» **GOAL OF THE EXERCISE**
Gather up all lines that carry the word "this".

» **MATERIAL TO PROCESS**
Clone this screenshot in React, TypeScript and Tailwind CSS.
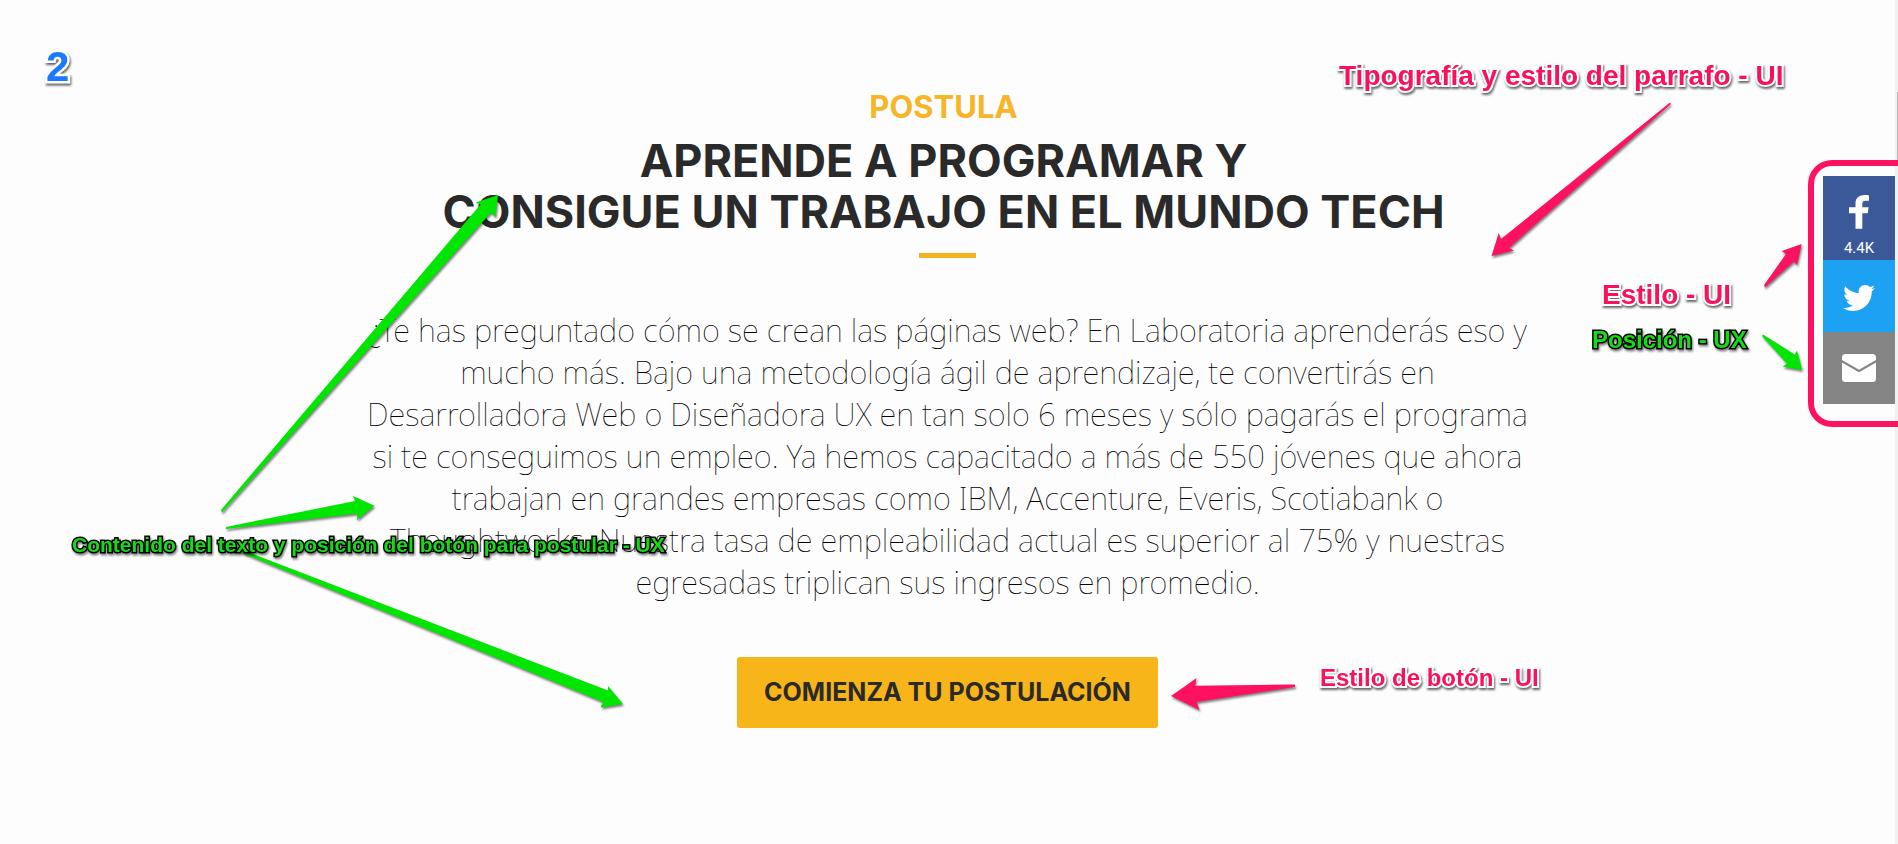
import React from "react";
import { FaTwitter } from "react-icons/fa";

const pinkArrows = [
  "M1670 102.5 L1501 239 L1498.7 233 L1491.5 256 L1514 250.6 L1509 248 L1671 104 Z",
  "M1764 285 L1786 254 L1781.7 251 L1801.7 244 L1797 265 L1794 261.5 L1765 287.5 Z",
  "M1295 684.5 L1195 685.7 L1196.6 678 L1171 696 L1199.5 710 L1196.6 702 L1295 687 Z",
];

const greenArrows = [
  "M221 510 L480.5 204.5 L475.7 202.5 L498 195 L495.5 217 L491 212.5 L222 512.5 Z",
  "M226 527 L355 501 L353 496 L374.5 505.7 L357 520 L357.5 513.5 L226 529 Z",
  "M240 549 L608 690.5 L608 686 L623 704 L600.6 707.6 L603 702 L240 552 Z",
  "M1763 334.5 L1794.7 354.5 L1797 350.6 L1802 370 L1782.7 366.7 L1787 363.5 L1762 336 Z",
];

type NoteProps = { className: string; children: React.ReactNode };

function Note({ className, children }: NoteProps) {
  return (
    <p
      className={`absolute whitespace-nowrap font-['Liberation_Sans',Arial,sans-serif] leading-none font-bold [paint-order:stroke_fill] ${className}`}
    >
      {children}
    </p>
  );
}

const pinkNote =
  "text-[#f9115c] [-webkit-text-stroke:4px_white] drop-shadow-[1px_2px_1px_rgba(0,0,0,0.6)]";
const greenNote =
  "text-[#14dc14] [-webkit-text-stroke:3px_black] drop-shadow-[1px_2px_1px_rgba(0,0,0,0.5)]";

function Annotations() {
  return (
    <div className="pointer-events-none absolute inset-0 overflow-hidden">
      <svg
        className="absolute top-0 left-0 drop-shadow-[1px_2px_1px_rgba(0,0,0,0.5)]"
        width="1898"
        height="844"
        viewBox="0 0 1898 844"
        aria-hidden="true"
      >
        {pinkArrows.map((d) => (
          <path key={d} d={d} fill="#fd1160" />
        ))}
        {greenArrows.map((d) => (
          <path key={d} d={d} fill="#00e600" />
        ))}
      </svg>
      <Note className="top-[46px] left-[46px] text-[42px] text-[#1a7aff] [-webkit-text-stroke:5px_white] drop-shadow-[1px_2px_1px_rgba(0,0,0,0.6)]">
        2
      </Note>
      <Note className={`top-[62px] left-[1339px] text-[28px] ${pinkNote}`}>
        Tipografía y estilo del parrafo - UI
      </Note>
      <Note className={`top-[281px] left-[1602px] text-[28px] ${pinkNote}`}>Estilo - UI</Note>
      <Note className={`top-[328px] left-[1592px] text-[24px] ${greenNote}`}>Posición - UX</Note>
      <Note className={`top-[534px] left-[72px] text-[21px] ${greenNote}`}>
        Contenido del texto y posición del botón para postular - UX
      </Note>
      <Note className={`top-[666px] left-[1320px] text-[24px] ${pinkNote}`}>
        Estilo de botón - UI
      </Note>
    </div>
  );
}

function SocialBar() {
  return (
    <aside className="absolute top-[160px] right-0 rounded-l-[24px] border-y-[6px] border-l-[6px] border-[#fd1160] pt-[10px] pr-[3px] pb-[17px] pl-[9px]">
      <a
        href="#facebook"
        aria-label="Facebook"
        className="flex h-[84px] w-[72px] flex-col items-center gap-3 bg-[#3b5998] pt-[19px] text-white"
      >
        <svg width="20" height="34" viewBox="0 0 20 34" fill="currentColor" aria-hidden="true">
          <path d="M13.3 33.8V18.3h5.4l.9-6h-6.3V9c0-2.200.9-3.200 3.200-3.200H20V.4C19 .2 17.500 0 15.800 0 10.200 0 6.500 3 6.500 8.400V12.300H0v6h6.500v15.500z" />
        </svg>
        <span className="font-[Roboto,sans-serif] text-[15px] leading-none">4.4K</span>
      </a>
      <a
        href="#twitter"
        aria-label="Twitter"
        className="flex h-[72px] w-[72px] items-center justify-center bg-[#1da1f2] pt-1 text-white"
      >
        <FaTwitter size={32} />
      </a>
      <a
        href="#correo"
        aria-label="Correo"
        className="flex h-[72px] w-[72px] items-center justify-center bg-[#848484] text-white"
      >
        <svg width="34" height="28" viewBox="0 0 34 28" fill="currentColor" aria-hidden="true">
          <path d="M3.500 0h27A3.500 3.500 0 0 1 34 3.500V6L17 15.800 0 6V3.500A3.500 3.500 0 0 1 3.500 0z" />
          <path d="M0 8.600l17 9.700 17-9.700v15.900a3.500 3.500 0 0 1-3.500 3.500h-27A3.500 3.500 0 0 1 0 24.500z" />
        </svg>
      </a>
    </aside>
  );
}

export default function App() {
  return (
    <div className="relative flex min-h-screen bg-[#fefdfe] font-[Inter,sans-serif] text-[#2a2a2a]">
      <main className="flex flex-1 flex-col items-center px-6 pt-[87px] pb-[116px] text-center">
        <h3 className="pr-2 text-[31px] leading-[40px] font-bold text-[#f7b528]">POSTULA</h3>
        <h2 className="mt-2 pr-2 text-[45px] leading-[51px] font-bold">
          APRENDE A PROGRAMAR Y<br />
          CONSIGUE UN TRABAJO EN EL MUNDO TECH
        </h2>
        <div className="mt-4 h-[5px] w-[57px] bg-[#f5b21f]" />
        <p className="mt-[51px] font-['Noto_Sans',sans-serif] text-[31px] leading-[42px] font-thin text-black">
          ¿Te has preguntado cómo se crean las páginas web? En Laboratoria aprenderás eso y
          <br />
          mucho más. Bajo una metodología ágil de aprendizaje, te convertirás en
          <br />
          Desarrolladora Web o Diseñadora UX en tan solo 6 meses y sólo pagarás el programa
          <br />
          si te conseguimos un empleo. Ya hemos capacitado a más de 550 jóvenes que ahora
          <br />
          trabajan en grandes empresas como IBM, Accenture, Everis, Scotiabank o
          <br />
          Thoughtworks. Nuestra tasa de empleabilidad actual es superior al 75% y nuestras
          <br />
          egresadas triplican sus ingresos en promedio.
        </p>
        <button
          type="button"
          className="mt-[54px] h-[71px] rounded-[3px] bg-[#f7b519] px-[27px] text-[25px] font-bold"
        >
          COMIENZA TU POSTULACIÓN
        </button>
      </main>
      <div className="flex w-[3px] justify-end bg-[#f1f1f1] pt-[92px]">
        <div className="h-[70px] w-px bg-[#b5b5b5]" />
      </div>
      <SocialBar />
      <Annotations />
    </div>
  );
}
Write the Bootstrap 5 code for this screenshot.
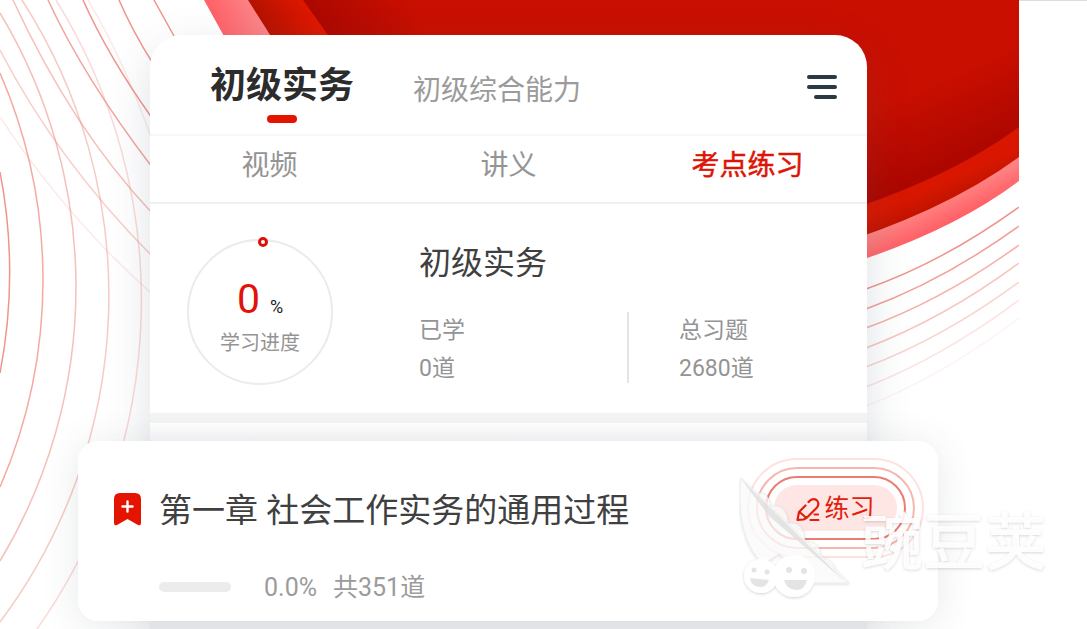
<!DOCTYPE html>
<html lang="zh-CN">
<head>
<meta charset="utf-8">
<meta name="viewport" content="width=device-width, initial-scale=1">
<title>初级实务</title>
<link rel="stylesheet" href="https://cdn.jsdelivr.net/npm/bootstrap@5.3.0/dist/css/bootstrap.min.css">
<script src="https://cdn.jsdelivr.net/npm/bootstrap@5.3.0/dist/js/bootstrap.bundle.min.js"></script>
<style>
  :root { --brand: #e51400; --ink: #2c2c2c; --soft: #949494; --rule: #f0f0f1; }
  body { font-family: Roboto, "Noto Sans CJK SC", sans-serif; color: #404040; background: #fff; }
  .page-shell { min-height: 100vh; padding-right: 68px; overflow: hidden; }
  .page-shell::after { content: ""; position: absolute; top: 0; right: 0; width: 68px; height: 1px; background: #ddd; }
  .stage { min-height: 100vh; padding: 35px 152px 0 150px; }
  .backdrop { position: absolute; inset: 0; width: 100%; height: 100%; }
  .phone { background: #fff; border-radius: 32px 32px 0 0; box-shadow: 0 14px 44px rgba(60, 75, 95, .17); }
  .phone-head { height: 101px; padding: 31px 29px 0 60px; border-bottom: 2px solid #f7f7f7; }
  .plain { border: 0; background: none; padding: 0; white-space: nowrap; }
  .course-on { font-size: 36px; line-height: 40px; font-weight: 700; color: var(--ink); }
  .course-on::after { content: ""; display: block; width: 30px; height: 8px; margin: 9px auto 0; border-radius: 4px; background: var(--brand); }
  .course-off { font-size: 28px; line-height: 50px; margin-left: 59px; color: #9b9b9b; }
  .subtabs { height: 68px; border-bottom: 2px solid var(--rule); }
  .subtabs button { flex: 1; font-size: 28px; line-height: 40px; padding-bottom: 6px; color: var(--soft); }
  .subtabs .picked { color: #dd1506; -webkit-text-stroke: .5px #dd1506; }
  .summary { height: 209px; padding: 35px 38px 0 37px; }
  .ring { flex: none; width: 146px; height: 146px; border: 2px solid #ebebeb; border-radius: 50%; padding-top: 36px; position: relative; }
  .ring::before { content: ""; position: absolute; top: -4px; left: 69px; width: 10px; height: 10px; border: 3px solid #de0f08; border-radius: 50%; background: #fff; }
  .ring-num { font-size: 41px; line-height: 44px; color: #e0120a; }
  .ring-pct { font-size: 18px; color: #222; margin-left: 10px; }
  .ring-cap { font-size: 20px; line-height: 28px; color: var(--soft); }
  .facts { margin-left: 86px; }
  .facts h1 { font-size: 32px; line-height: 48px; font-weight: 400; margin: 0; }
  .fact { font-size: 23px; line-height: 38px; color: var(--soft); }
  .fact-row { margin-top: 25px; }
  .fact-row .fact:first-child { width: 208px; }
  .fact-row .fact:last-child { border-left: 2px solid #e4e4e4; padding-left: 50px; height: 71px; }
  .fact-row p { margin: 0; }
  .band { height: 10px; background: #f4f4f4; }
  .phone-foot { background: linear-gradient(#fff, #f6f6f7 20px, #eceef1); padding-top: 18px; min-height: calc(100vh - 423px); }
  .chapter { background: #fff; margin: 0 -71px 0 -72px; height: 180px; border-radius: 20px; padding: 17px 14px 0 36px; box-shadow: 0 4px 36px rgba(60, 75, 95, .13); }
  .chapter h2 { font-size: 33px; line-height: 48px; font-weight: 400; margin: 0; padding-top: 6px; }
  .bookmark { flex: none; width: 27px; height: 33px; margin: 3px 18px 0 0; }
  .practice-halo { width: 177px; height: 100px; border: 2px solid #fde2df; border-radius: 50px; padding: 7px; }
  .practice-halo div { height: 100%; border: 2px solid #f7b6af; border-radius: 42px; padding: 7px; }
  .practice-halo div div { border-color: #ec7b72; border-radius: 34px; }
  .practice { width: 100%; height: 100%; border: 0; border-radius: 24px; background: #fde6e4; color: #e41d0c; font-size: 25px; line-height: 36px; padding: 2px 0 0; white-space: nowrap; }
  .progress-line { margin-left: 45px; margin-top: 10px; }
  .track { width: 72px; height: 10px; border-radius: 5px; background: #ececec; margin-right: 33px; }
  .stat { font-size: 25px; line-height: 36px; color: #9b9b9b; margin-right: 16px; padding-top: 2px; }
  .watermark { position: absolute; right: 38px; top: 470px; width: 310px; height: 135px; pointer-events: none; }
  .watermark text { font: 500 62px "Noto Sans CJK SC", sans-serif; }
</style>
</head>
<body>
<div class="page-shell position-relative">
  <main class="stage position-relative">
    <svg class="backdrop" viewBox="0 0 1019 629" preserveAspectRatio="xMaxYMin slice" aria-hidden="true">
      <defs>
        <linearGradient id="orange" gradientUnits="userSpaceOnUse" x1="262" y1="25" x2="310" y2="0"><stop offset="0" stop-color="#b51200"/><stop offset="1" stop-color="#e31800"/></linearGradient>
        <linearGradient id="orangeLow" gradientUnits="userSpaceOnUse" x1="940" y1="183" x2="952" y2="210"><stop offset="0" stop-color="#d91700"/><stop offset="1" stop-color="#b51200"/></linearGradient>
        <linearGradient id="pinkTop" gradientUnits="userSpaceOnUse" x1="215" y1="20" x2="255" y2="5"><stop offset="0" stop-color="#ff6268"/><stop offset="1" stop-color="#fb8689"/></linearGradient>
        <linearGradient id="pinkLow" gradientUnits="userSpaceOnUse" x1="940" y1="198" x2="953" y2="224"><stop offset="0" stop-color="#ff8585"/><stop offset="1" stop-color="#ff5c62"/></linearGradient>
        <linearGradient id="deep" gradientUnits="userSpaceOnUse" x1="890" y1="100" x2="930" y2="190"><stop offset="0" stop-color="#c90f00"/><stop offset="1" stop-color="#a80500"/></linearGradient>
        <linearGradient id="deepTop" gradientUnits="userSpaceOnUse" x1="315" y1="25" x2="400" y2="-20"><stop offset="0" stop-color="#ab0800"/><stop offset="1" stop-color="#c90f00"/></linearGradient>
      </defs>
      <path fill="url(#pinkTop)" d="M204 0L225 38H300V0z"/>
      <path fill="url(#orange)" d="M248 0L272 38H400V0z"/>
      <path fill="url(#deepTop)" d="M303 0L330 38H700V0z"/>
      <path fill="url(#pinkLow)" d="M820 273Q945 237 1019 181V100H820z"/>
      <path fill="url(#orangeLow)" d="M820 250Q943 213 1019 157V80H820z"/>
      <path fill="url(#deep)" d="M690 0H1019V127Q945 182 820 219V80H690z"/>
      <g fill="none" stroke="#f0958c" stroke-width="1.500">
        <path d="M154 0L174 36M119 0Q133 32 152 62M83 0Q108 56 152 118"/>
        <path opacity=".85" d="M48 0Q84 78 152 167"/>
        <path opacity=".6" d="M13 0Q72 128 152 213"/>
        <path opacity=".45" d="M0 50Q57 160 152 256"/>
        <path opacity=".2" d="M0 117Q64 215 152 294"/>
        <path d="M0 172A531 531 0 0 1 0 373"/>
        <path opacity=".8" d="M0 73A520 520 0 0 1 0 487"/>
        <path opacity=".6" d="M0 13A532 532 0 0 1 0 561"/>
        <path opacity=".5" d="M22 0A545 545 0 0 1 0 622"/>
        <path opacity=".35" d="M56 0A570 570 0 0 1 37 629"/>
        <path opacity=".2" d="M88 0Q125 62 152 140"/>
        <path d="M866 289Q943 262 1019 207"/>
        <path opacity=".9" d="M866 309Q943 281 1019 226"/>
        <path opacity=".75" d="M866 328Q943 300 1019 245"/>
        <path opacity=".55" d="M866 348Q943 319 1019 263"/>
        <path opacity=".4" d="M866 367Q943 338 1019 282"/>
        <path opacity=".25" d="M866 387Q943 357 1019 300"/>
        <path opacity=".1" d="M866 406Q943 376 1019 318"/>
      </g>
    </svg>

    <section class="phone position-relative">
      <header class="phone-head d-flex align-items-start">
        <button class="plain course-on" type="button">初级实务</button>
        <button class="plain course-off" type="button">初级综合能力</button>
        <button class="plain ms-auto" type="button" aria-label="菜单">
          <svg width="34" height="38" viewBox="0 0 34 38" fill="none" stroke="#2b3942" stroke-width="4" stroke-linecap="round"><path d="M5 11H31M5 21H31M12 31H31"/></svg>
        </button>
      </header>
      <nav class="subtabs d-flex">
        <button class="plain" type="button">视频</button>
        <button class="plain" type="button">讲义</button>
        <button class="plain picked" type="button">考点练习</button>
      </nav>
      <div class="summary d-flex align-items-start">
        <div class="ring text-center">
          <div class="ring-num">0<span class="ring-pct">%</span></div>
          <div class="ring-cap">学习进度</div>
        </div>
        <div class="facts">
          <h1>初级实务</h1>
          <div class="fact-row d-flex">
            <div class="fact"><p>已学</p><p>0道</p></div>
            <div class="fact"><p>总习题</p><p>2680道</p></div>
          </div>
        </div>
      </div>
      <div class="band"></div>
      <div class="phone-foot">
        <article class="chapter position-relative">
          <div class="d-flex align-items-center">
            <svg class="bookmark" viewBox="0 0 27 33" aria-hidden="true"><path fill="#e51400" d="M6 0H21Q27 0 27 6V30Q27 33 24 32L13.500 26L3 32Q0 33 0 30V6Q0 0 6 0z"/><path stroke="#fff" stroke-width="2.400" stroke-linecap="round" d="M8.500 13.500H18.500M13.500 8.500V18.500"/></svg>
            <h2>第一章 社会工作实务的通用过程</h2>
            <div class="practice-halo ms-auto"><div><div>
              <button class="practice d-flex align-items-center justify-content-center gap-1" type="button"><svg width="24" height="25" viewBox="0 0 24 25" fill="none" stroke="#e41d0c" stroke-width="2.200" stroke-linecap="round" stroke-linejoin="round" aria-hidden="true"><path d="M9.500 8.500L3 15L1.500 23L7.500 22.500Q10 21.500 12 19.500L21 10.500Q24 6 20.500 3Q16.500 .5 12.500 5M3.500 15L10.500 21M18.500 17.500H22M14.500 23H22.500"/></svg>练习</button>
            </div></div></div>
          </div>
          <div class="progress-line d-flex align-items-center">
            <div class="track"></div><span class="stat">0.0%</span><span class="stat">共351道</span>
          </div>
        </article>
      </div>
    </section>
  </main>
  <svg class="watermark" viewBox="0 0 310 135" aria-hidden="true">
    <defs><filter id="lift" x="-10%" y="-10%" width="120%" height="125%"><feDropShadow dx="0" dy="1" stdDeviation="1.500" flood-color="#000" flood-opacity=".18"/></filter></defs>
    <g filter="url(#lift)" fill="#fff">
      <g fill-opacity=".72" stroke="#e6e6e6" stroke-width=".7">
        <path d="M18 24Q28 19 32 36Q48 34 49 53Q66 52 66 72Q81 70 82 87Q95 89 97 103z"/>
        <path d="M2 8C-2 40 4 75 24 94L40 84L76 113H110z"/>
      </g>
      <path d="M2 9L109 114L30 46z" fill="#dedede" fill-opacity=".8"/>
      <circle cx="22" cy="106" r="17"/><circle cx="55" cy="106" r="21"/>
      <text x="122" y="95" fill-opacity=".88">豌豆荚</text>
    </g>
    <g fill="#e4e4e4"><circle cx="15" cy="100" r="2.500"/><circle cx="28" cy="102" r="2.500"/><circle cx="50" cy="100" r="3"/><circle cx="65" cy="101" r="3"/><path d="M11 108L30 110Q27 118 20 117Q12 116 11 108zM45 110H68Q66 120 57 120Q47 119 45 110z"/></g>
  </svg>
</div>
</body>
</html>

» **RESULT OF THE TASK**
Clone this screenshot in React, TypeScript and Tailwind CSS.
Write the Bootstrap 5 code for this screenshot.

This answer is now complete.